## [WHAT THIS TASK INVOLVES]
Take every line from the first down to the line with "line-height: 24px;" and set it down exactly, without the pictures.

## [DATA EXCERPT]
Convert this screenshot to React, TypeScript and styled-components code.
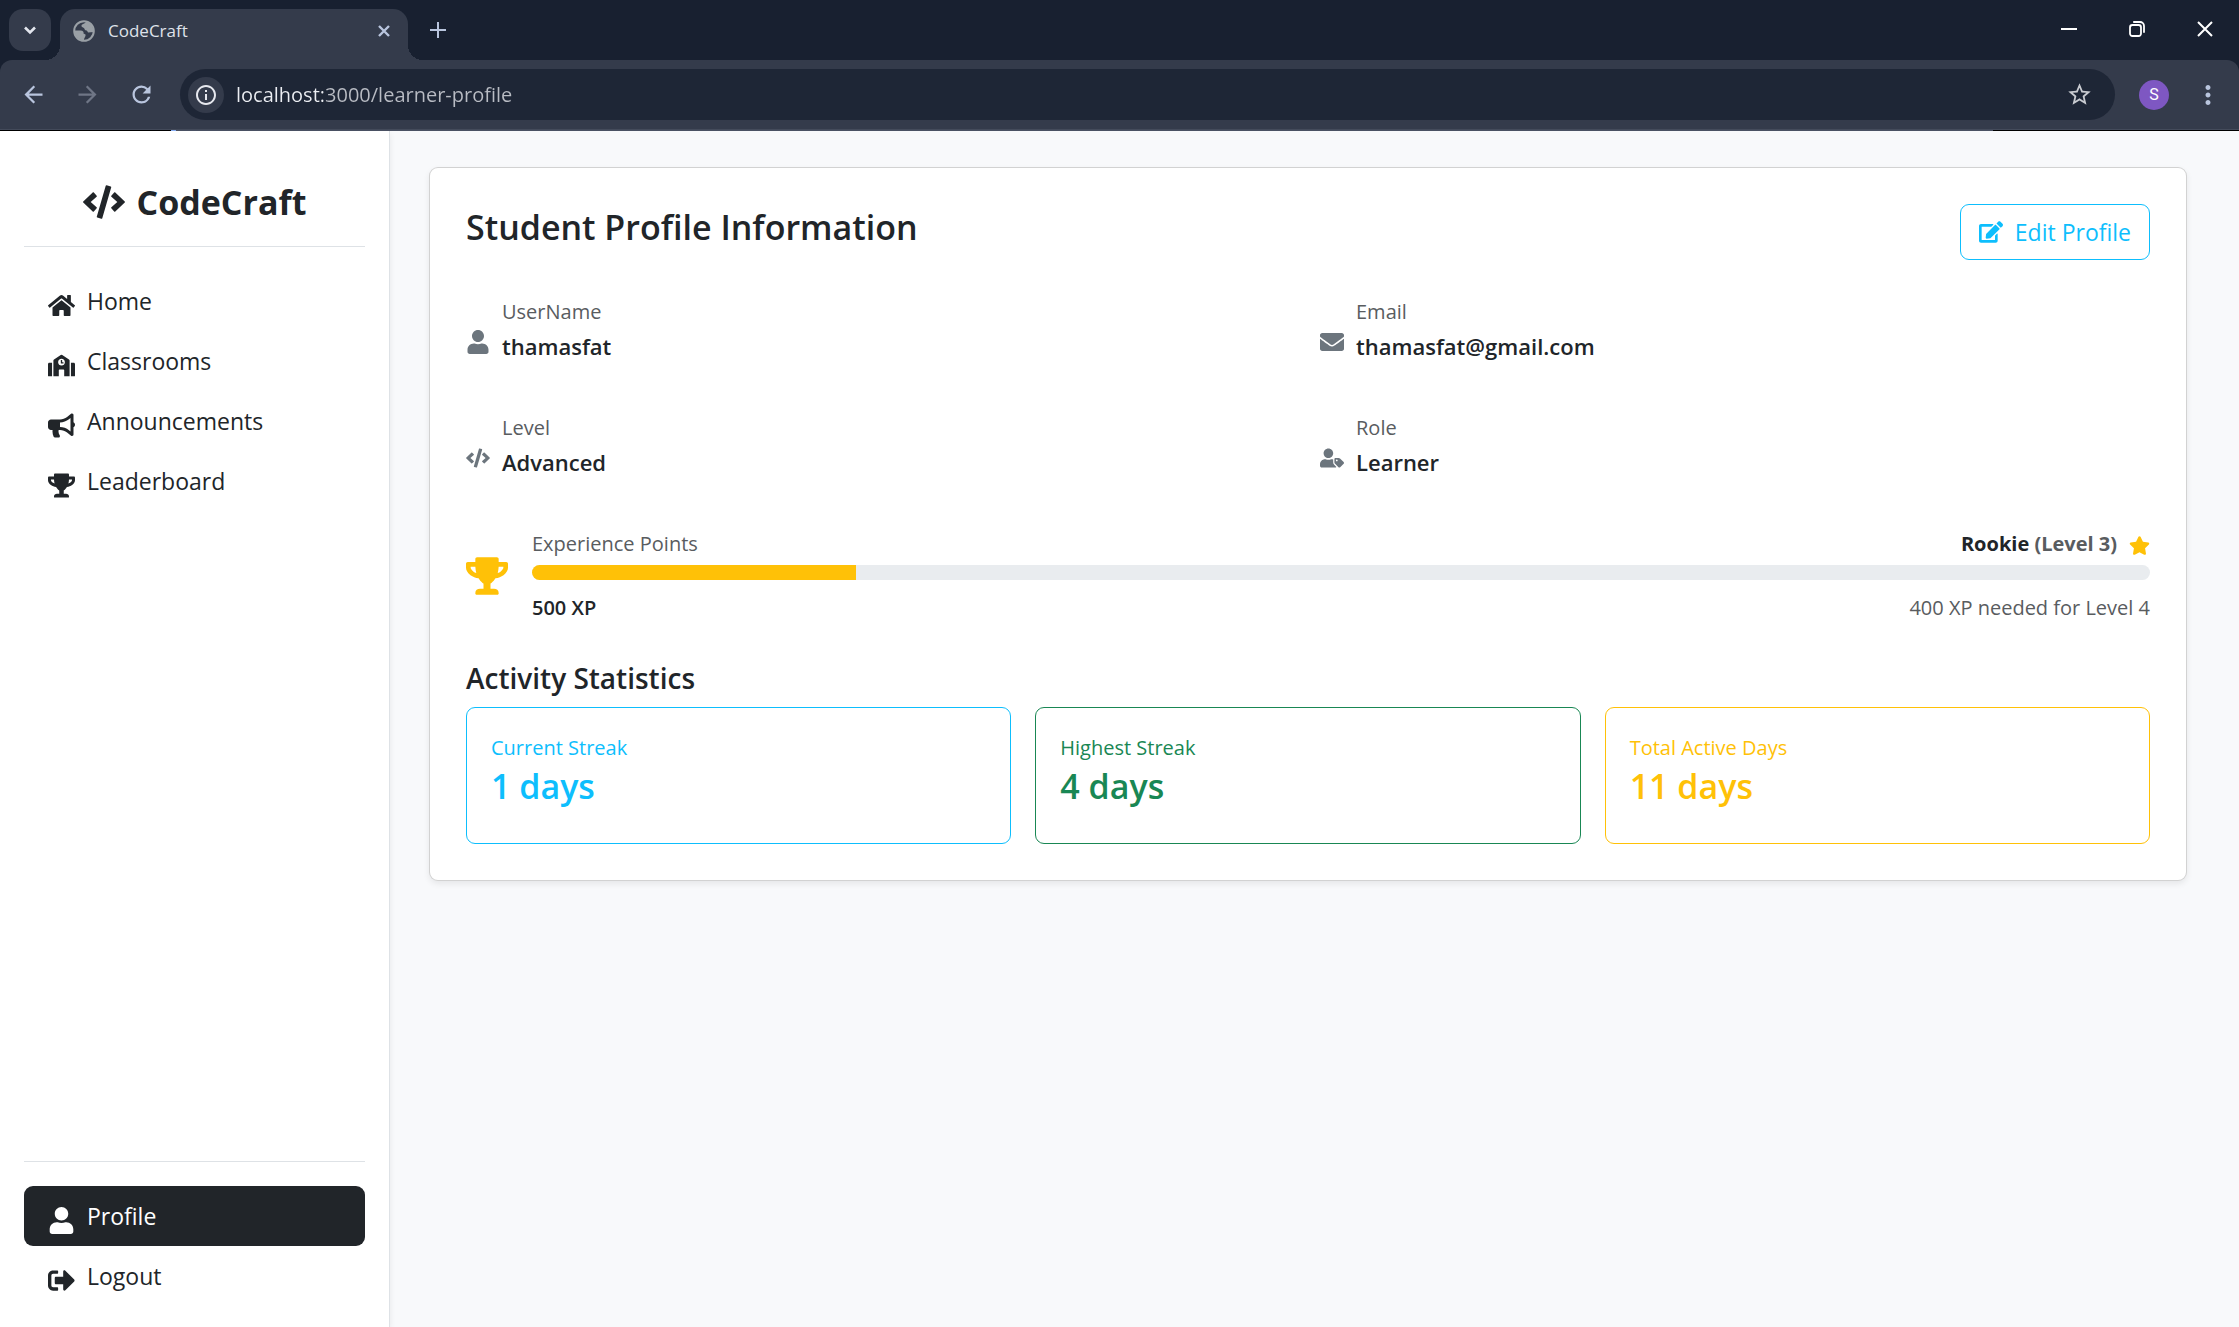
import React from "react";
import styled, { createGlobalStyle, css } from "styled-components";
import {
  FaBullhorn,
  FaCode,
  FaEdit,
  FaEnvelope,
  FaHome,
  FaSchool,
  FaSignOutAlt,
  FaStar,
  FaTrophy,
  FaUser,
  FaUserTag,
} from "react-icons/fa";
import {
  MdArrowBack,
  MdArrowForward,
  MdInfoOutline,
  MdMoreVert,
  MdRefresh,
  MdStarBorder,
} from "react-icons/md";

const color = {
  titleBar: "#182030",
  toolbar: "#343b4b",
  omnibox: "#1e2636",
  chromeIcon: "#b9c5de",
  ink: "#212529",
  inkSoft: "#595c5f",
  iconGray: "#6c757d",
  line: "#dee2e6",
  page: "#f8f9fb",
  info: "#0dbefd",
  success: "#198754",
  warning: "#ffc107",
};

const GlobalStyle = createGlobalStyle`
  *, *::before, *::after { box-sizing: border-box; }
  html, body, #root { height: 100%; }
  body {
    margin: 0;
    color: ${color.ink};
    background: ${color.page};
    font-family: "Open Sans", "Noto Sans", sans-serif;
    font-size: 22px;
    line-height: 36px;
  }
  h1, h2, h3, p, ul, dl, dd { margin: 0; padding: 0; }
  button, input { font: inherit; color: inherit; }
  button { cursor: pointer; }
  svg { display: block; flex: none; }
`;

const Window = styled.div`
  display: flex;
  flex-direction: column;
  min-height: 100%;
`;

/* ---------- browser frame ---------- */

const TitleBar = styled.header`
  display: flex;
  align-items: flex-end;
  height: 60px;
  padding-left: 9px;
  background: ${color.titleBar};
`;

const ChromeButton = styled.button<{ $size?: number; $dim?: boolean }>`
  display: flex;
  flex: none;
  align-items: center;
  justify-content: center;
  width: ${(p) => p.$size ?? 42}px;
  height: ${(p) => p.$size ?? 42}px;
  padding: 0;
  border: 0;
  border-radius: 50%;
  background: none;
  color: ${(p) => (p.$dim ? "#6f7686" : color.chromeIcon)};
`;

const TabSearch = styled(ChromeButton)`
  margin-bottom: 9px;
  border-radius: 14px;
  background: ${color.toolbar};
  color: #e3e6ee;
`;

const Tab = styled.div`
  position: relative;
  display: flex;
  align-items: center;
  gap: 12px;
  width: 348px;
  height: 51px;
  margin-left: 9px;
  padding: 0 12px 8px;
  border-radius: 15px 15px 0 0;
  background: ${color.toolbar};
  color: #dfe2ea;
  font-size: 17px;
  line-height: 24px;

  &::before,
  &::after {
    content: "";
    position: absolute;
    bottom: 0;
    width: 15px;
    height: 15px;
  }
  &::before {
    right: 100%;
    background: radial-gradient(circle at 0 0, transparent 15px, ${color.toolbar} 15px);
  }
  &::after {
    left: 100%;
    background: radial-gradient(circle at 100% 0, transparent 15px, ${color.toolbar} 15px);
  }
`;

const TabTitle = styled.span`
  flex: 1;
`;

const NewTab = styled(ChromeButton)`
  margin: 0 0 9px 9px;
`;

const WindowControls = styled.div`
  display: flex;
  align-self: flex-start;
  margin-left: auto;
`;

const WindowButton = styled.button`
  display: flex;
  align-items: center;
  justify-content: center;
  width: 68px;
  height: 58px;
  padding: 0;
  border: 0;
  background: none;
  color: #fff;
`;

const ToolbarBack = styled.div`
  background: ${color.titleBar};
`;

const Toolbar = styled.div`
  display: flex;
  align-items: center;
  gap: 12px;
  height: 70px;
  padding: 0 10px 0 12px;
  border-bottom: 1px solid #444b5b;
  border-radius: 12px 12px 0 0;
  background: ${color.toolbar};
`;

const Omnibox = styled.div`
  display: flex;
  flex: 1;
  align-items: center;
  gap: 12px;
  height: 51px;
  margin: 0 6px;
  padding: 0 15px 0 8px;
  border-radius: 26px;
  background: ${color.omnibox};
`;

const SiteInfo = styled(ChromeButton)`
  background: ${color.toolbar};
  color: #e6e8ee;
`;

/* The host name is brighter than the rest of the address. */
const Address = styled.input`
  flex: 1;
  min-width: 0;
  height: 36px;
  padding: 0;
  border: 0;
  outline: 0;
  background: linear-gradient(90deg, #eceef3 87px, #b9bcc4 87px) text;
  color: transparent;
  font-size: 20px;
`;

const Avatar = styled(ChromeButton)`
  margin: 0 6px;
  background: #7e57c2;
  color: #fff;
  font-family: Roboto, sans-serif;
  font-size: 16px;
`;

const LoadLine = styled.div`
  height: 1px;
  background: linear-gradient(
    90deg,
    #000 171px,
    #8ab0f5 171px 176px,
    #4a5163 176px calc(100% - 246px),
    #000 calc(100% - 246px)
  );
`;

/* ---------- page ---------- */

const Page = styled.div`
  display: flex;
  flex: 1;
`;

const Sidebar = styled.aside`
  display: flex;
  flex: none;
  flex-direction: column;
  width: 390px;
  padding: 36px 24px 21px;
  border-right: 1px solid ${color.line};
  background: #fff;
  box-shadow: 0 3px 6px rgba(0, 0, 0, 0.075);
`;

const Brand = styled.h1`
  display: flex;
  align-items: center;
  justify-content: center;
  gap: 12px;
  padding: 8px 0 17px;
  border-bottom: 1px solid ${color.line};
  font-size: 34px;
  font-weight: 700;
  line-height: 54px;
`;

const NavList = styled.ul<{ $bottom?: boolean }>`
  padding-top: 24px;
  list-style: none;
  ${(p) =>
    p.$bottom &&
    css`
      margin-top: auto;
      border-top: 1px solid ${color.line};
    `}
`;

const NavLink = styled.a<{ $active?: boolean }>`
  display: flex;
  align-items: flex-end;
  gap: 12px;
  padding: 12px 24px;
  border-radius: 9px;
  background: ${(p) => (p.$active ? color.ink : "transparent")};
  color: ${(p) => (p.$active ? "#fff" : color.ink)};
  font-size: 23px;
  text-decoration: none;
`;

const Main = styled.main`
  flex: 1;
  min-width: 0;
  padding: 36px 52px 36px 39px;
`;

const Card = styled.section`
  padding: 36px;
  border: 1px solid rgba(0, 0, 0, 0.175);
  border-radius: 9px;
  background: #fff;
  box-shadow: 0 3px 6px rgba(0, 0, 0, 0.075);
`;

const CardHeader = styled.div`
  display: flex;
  align-items: flex-start;
  justify-content: space-between;
  margin-bottom: 36px;
`;

const Title = styled.h2`
  font-size: 34px;
  font-weight: 600;
  line-height: 46px;
`;

const EditButton = styled.button`
  display: flex;
  align-items: center;
  gap: 12px;
  padding: 9px 18px;
  border: 1px solid ${color.info};
  border-radius: 9px;
  background: #fff;
  color: ${color.info};
  font-size: 23px;
`;

const Fields = styled.dl`
  display: grid;
  grid-template-columns: 1fr 1fr;
  gap: 48px 24px;
`;

const Field = styled.div`
  display: flex;
  align-items: flex-end;
  gap: 12px;
`;

const FieldIcon = styled.span`
  padding-bottom: 10px;
  color: ${color.iconGray};
`;

const FieldLabel = styled.dt`
  color: ${color.inkSoft};
  font-size: 20px;
  line-height: 32px;
`;

const FieldValue = styled.dd`
  font-weight: 600;
`;

const Experience = styled.div`
  display: flex;
  align-items: center;
  gap: 24px;
  margin: 48px 0 36px;
  color: ${color.warning};
`;

const ExperienceBody = styled.div`
  flex: 1;
`;

const Line = styled.div`
  display: flex;
  align-items: center;
  justify-content: space-between;
  color: ${color.inkSoft};
  font-size: 20px;
  line-height: 32px;
`;

const Rank = styled.span`
  display: flex;
  align-items: flex-end;
  gap: 12px;
  font-weight: 700;

  svg {
    margin-bottom: 4px;
    color: ${color.warning};
  }
`;

const Strong = styled.strong<{ $weight: number }>`
  color: ${color.ink};
  font-weight: ${(p) => p.$weight};
`;

const Track = styled.div`
  height: 15px;
  margin: 5px 0 12px;
  overflow: hidden;
  border-radius: 9px;
  background: #e9ecef;
`;

const Fill = styled.div`
  height: 100%;
  background: ${color.warning};
`;

const SectionTitle = styled.h3`
  margin-bottom: 11px;
  font-size: 28px;
  font-weight: 600;
  line-height: 36px;
`;

const Stats = styled.div`
  display: grid;
  grid-template-columns: repeat(3, 1fr);
  gap: 24px;
`;

const StatCard = styled.div<{ $tone: string }>`
  padding: 24px 24px 35px;
  border: 1px solid ${(p) => p.$tone};
  border-radius: 9px;
  color: ${(p) => p.$tone};
`;

const StatLabel = styled.p`
  font-size: 20px;
  line-height: 32px;
`;

const StatValue = styled.p`
  font-size: 34px;
  font-weight: 600;
  line-height: 44px;
`;

const navItems = [
  { label: "Home", Icon: FaHome },
  { label: "Classrooms", Icon: FaSchool },
  { label: "Announcements", Icon: FaBullhorn },
  { label: "Leaderboard", Icon: FaTrophy },
];

const accountItems = [
  { label: "Profile", Icon: FaUser, active: true },
  { label: "Logout", Icon: FaSignOutAlt, active: false },
];

const fields = [
  { label: "UserName", value: "thamasfat", Icon: FaUser },
  { label: "Email", value: "thamasfat@gmail.com", Icon: FaEnvelope },
  { label: "Level", value: "Advanced", Icon: FaCode },
  { label: "Role", value: "Learner", Icon: FaUserTag },
];

const stats = [
  { label: "Current Streak", value: "1 days", tone: color.info },
  { label: "Highest Streak", value: "4 days", tone: color.success },
  { label: "Total Active Days", value: "11 days", tone: color.warning },
];

const Glyph = ({ d, size, width = 2 }: { d: string; size: number; width?: number }) => (
  <svg
    width={size}
    height={size}
    viewBox={`0 0 ${size} ${size}`}
    fill="none"
    stroke="currentColor"
    strokeWidth={width}
    aria-hidden="true"
  >
    <path d={d} />
  </svg>
);

const Globe = () => (
  <svg width={24} height={24} viewBox="0 0 24 24" aria-hidden="true">
    <circle cx="12" cy="12" r="9.8" fill="none" stroke="#9aa0a6" strokeWidth="2" />
    <path
      fill="#9aa0a6"
      d="M14 2.500C13.500 5 10 4.500 9.500 6.500S12 8 12.500 10s2.500.500 3.500 3.500l5.500-.500A10 10 0 0 0 14 2.500zM2.500 11.500h6c2.500 0 3.500 1.500 3 3l2 1c.500 2-1.500 3-1.500 6a10 10 0 0 1-9.500-10z"
    />
  </svg>
);

const BrowserFrame = () => (
  <>
    <TitleBar>
      <TabSearch aria-label="Search tabs">
        <Glyph size={14} width={2.6} d="M2 4.5l5 5 5-5" />
      </TabSearch>
      <Tab>
        <Globe />
        <TabTitle>CodeCraft</TabTitle>
        <ChromeButton $size={24} aria-label="Close tab">
          <Glyph size={14} width={2.4} d="M2 2l10 10M12 2L2 12" />
        </ChromeButton>
      </Tab>
      <NewTab aria-label="New tab">
        <Glyph size={16} d="M8 0v16M0 8h16" />
      </NewTab>
      <WindowControls>
        <WindowButton aria-label="Minimize">
          <Glyph size={16} d="M0 8h16" />
        </WindowButton>
        <WindowButton aria-label="Restore">
          <Glyph
            size={16}
            width={1.8}
            d="M3.4 4h6.2a2.4 2.4 0 0 1 2.4 2.4v6.2a2.4 2.4 0 0 1-2.4 2.4H3.4A2.4 2.4 0 0 1 1 12.6V6.4A2.4 2.4 0 0 1 3.4 4zM4.2 1H11a4 4 0 0 1 4 4v6.800"
          />
        </WindowButton>
        <WindowButton aria-label="Close">
          <Glyph size={16} d="M1 1l14 14M15 1L1 15" />
        </WindowButton>
      </WindowControls>
    </TitleBar>
    <ToolbarBack>
      <Toolbar>
        <ChromeButton aria-label="Back">
          <MdArrowBack size={27} />
        </ChromeButton>
        <ChromeButton $dim aria-label="Forward">
          <MdArrowForward size={27} />
        </ChromeButton>
        <ChromeButton aria-label="Reload">
          <MdRefresh size={27} />
        </ChromeButton>
        <Omnibox>
          <SiteInfo $size={36} aria-label="Site information">
            <MdInfoOutline size={24} />
          </SiteInfo>
          <Address aria-label="Address" defaultValue="localhost:3000/learner-profile" />
          <ChromeButton aria-label="Bookmark this page">
            <MdStarBorder size={27} color="#c9cbd1" />
          </ChromeButton>
        </Omnibox>
        <Avatar $size={30} aria-label="Account">
          S
        </Avatar>
        <ChromeButton aria-label="Menu">
          <MdMoreVert size={30} />
        </ChromeButton>
      </Toolbar>
    </ToolbarBack>
    <LoadLine />
  </>
);

export default function App() {
  return (
    <Window>
      <GlobalStyle />
      <BrowserFrame />
      <Page>
        <Sidebar>
          <Brand>
            <FaCode size={42} />
            CodeCraft
          </Brand>
          <nav aria-label="Main">
            <NavList>
              {navItems.map(({ label, Icon }) => (
                <li key={label}>
                  <NavLink href="#">
                    <Icon size={27} />
                    {label}
                  </NavLink>
                </li>
              ))}
            </NavList>
          </nav>
          <NavList $bottom>
            {accountItems.map(({ label, Icon, active }) => (
              <li key={label}>
                <NavLink href="#" $active={active}>
                  <Icon size={27} />
                  {label}
                </NavLink>
              </li>
            ))}
          </NavList>
        </Sidebar>
        <Main>
          <Card>
            <CardHeader>
              <Title>Student Profile Information</Title>
              <EditButton>
                <FaEdit size={24} />
                Edit Profile
              </EditButton>
            </CardHeader>
            <Fields>
              {fields.map(({ label, value, Icon }) => (
                <Field key={label}>
                  <FieldIcon>
                    <Icon size={24} />
                  </FieldIcon>
                  <div>
                    <FieldLabel>{label}</FieldLabel>
                    <FieldValue>{value}</FieldValue>
                  </div>
                </Field>
              ))}
            </Fields>
            <Experience>
              <FaTrophy size={42} />
              <ExperienceBody>
                <Line>
                  <span>Experience Points</span>
                  <Rank>
                    <span>
                      <Strong $weight={700}>Rookie</Strong> (Level 3)
                    </span>
                    <FaStar size={21} />
                  </Rank>
                </Line>
                <Track role="progressbar" aria-label="Experience" aria-valuenow={20}>
                  <Fill style={{ width: "20%" }} />
                </Track>
                <Line>
                  <Strong $weight={600}>500 XP</Strong>
                  <span>400 XP needed for Level 4</span>
                </Line>
              </ExperienceBody>
            </Experience>
            <SectionTitle>Activity Statistics</SectionTitle>
            <Stats>
              {stats.map(({ label, value, tone }) => (
                <StatCard key={label} $tone={tone}>
                  <StatLabel>{label}</StatLabel>
                  <StatValue>{value}</StatValue>
                </StatCard>
              ))}
            </Stats>
          </Card>
        </Main>
      </Page>
    </Window>
  );
}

## [THE RESPONSE]
Convert this screenshot to React, TypeScript and styled-components code.
import React from "react";
import styled, { createGlobalStyle, css } from "styled-components";
import {
  FaBullhorn,
  FaCode,
  FaEdit,
  FaEnvelope,
  FaHome,
  FaSchool,
  FaSignOutAlt,
  FaStar,
  FaTrophy,
  FaUser,
  FaUserTag,
} from "react-icons/fa";
import {
  MdArrowBack,
  MdArrowForward,
  MdInfoOutline,
  MdMoreVert,
  MdRefresh,
  MdStarBorder,
} from "react-icons/md";

const color = {
  titleBar: "#182030",
  toolbar: "#343b4b",
  omnibox: "#1e2636",
  chromeIcon: "#b9c5de",
  ink: "#212529",
  inkSoft: "#595c5f",
  iconGray: "#6c757d",
  line: "#dee2e6",
  page: "#f8f9fb",
  info: "#0dbefd",
  success: "#198754",
  warning: "#ffc107",
};

const GlobalStyle = createGlobalStyle`
  *, *::before, *::after { box-sizing: border-box; }
  html, body, #root { height: 100%; }
  body {
    margin: 0;
    color: ${color.ink};
    background: ${color.page};
    font-family: "Open Sans", "Noto Sans", sans-serif;
    font-size: 22px;
    line-height: 36px;
  }
  h1, h2, h3, p, ul, dl, dd { margin: 0; padding: 0; }
  button, input { font: inherit; color: inherit; }
  button { cursor: pointer; }
  svg { display: block; flex: none; }
`;

const Window = styled.div`
  display: flex;
  flex-direction: column;
  min-height: 100%;
`;

/* ---------- browser frame ---------- */

const TitleBar = styled.header`
  display: flex;
  align-items: flex-end;
  height: 60px;
  padding-left: 9px;
  background: ${color.titleBar};
`;

const ChromeButton = styled.button<{ $size?: number; $dim?: boolean }>`
  display: flex;
  flex: none;
  align-items: center;
  justify-content: center;
  width: ${(p) => p.$size ?? 42}px;
  height: ${(p) => p.$size ?? 42}px;
  padding: 0;
  border: 0;
  border-radius: 50%;
  background: none;
  color: ${(p) => (p.$dim ? "#6f7686" : color.chromeIcon)};
`;

const TabSearch = styled(ChromeButton)`
  margin-bottom: 9px;
  border-radius: 14px;
  background: ${color.toolbar};
  color: #e3e6ee;
`;

const Tab = styled.div`
  position: relative;
  display: flex;
  align-items: center;
  gap: 12px;
  width: 348px;
  height: 51px;
  margin-left: 9px;
  padding: 0 12px 8px;
  border-radius: 15px 15px 0 0;
  background: ${color.toolbar};
  color: #dfe2ea;
  font-size: 17px;
  line-height: 24px;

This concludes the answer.